The Prep had a New Year’s assembly on Jan. 25, giving the youngsters exposure to the holiday’s traditional lion dances and to Chinese opera. Two of the students performed on a traditional Chinese instrument, a Hulusi flute, which has a mouthpiece created from a gourd and a wooden pipe. A band comprising Prep students also performed a few pieces, including a Happy New Year song.
Jonah Xie, Year 6, one of the instrumentalists, was pleased to have the opportunity to perform at the assembly, playing “The World of Flowers”, one of the standard tunes for the Hulusi flute.
“My flute is very popular in China,” he says, “and I wanted to show it to people in Canada so they could learn about Chinese culture. My classmates had never seen it before and were pretty interested.”

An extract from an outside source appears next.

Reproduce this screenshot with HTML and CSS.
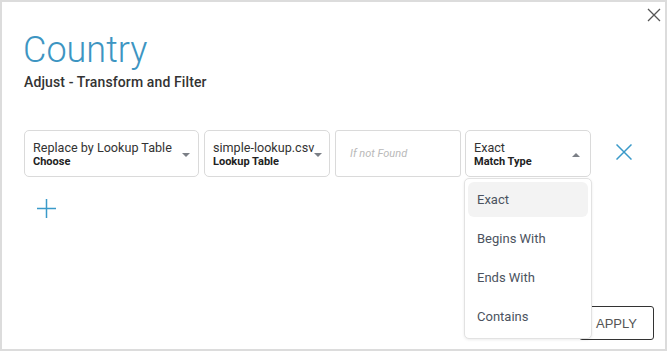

On Jan. 26, the Upper School hosted a Temple Fair, reminiscent of a traditional festive marketplace, but focused on activities, not commerce. There were 11 booths filling the Student Centre and staffed by more than 50 volunteers and students, hosting a variety of games and crafts.
The booths provided both Prep and Upper School students with lots of entertainment; among the activities on offer were Chinese calligraphy, a photo booth with traditional Chinese costumes, sugar painting, and games including a chopstick challenge and pitch-pot.
“These fairs are traditional in China, with vendors selling things and fun games to play,” says Wang. “We go to them on New Year’s Day, and we wanted to let the boys experience what it’s like.”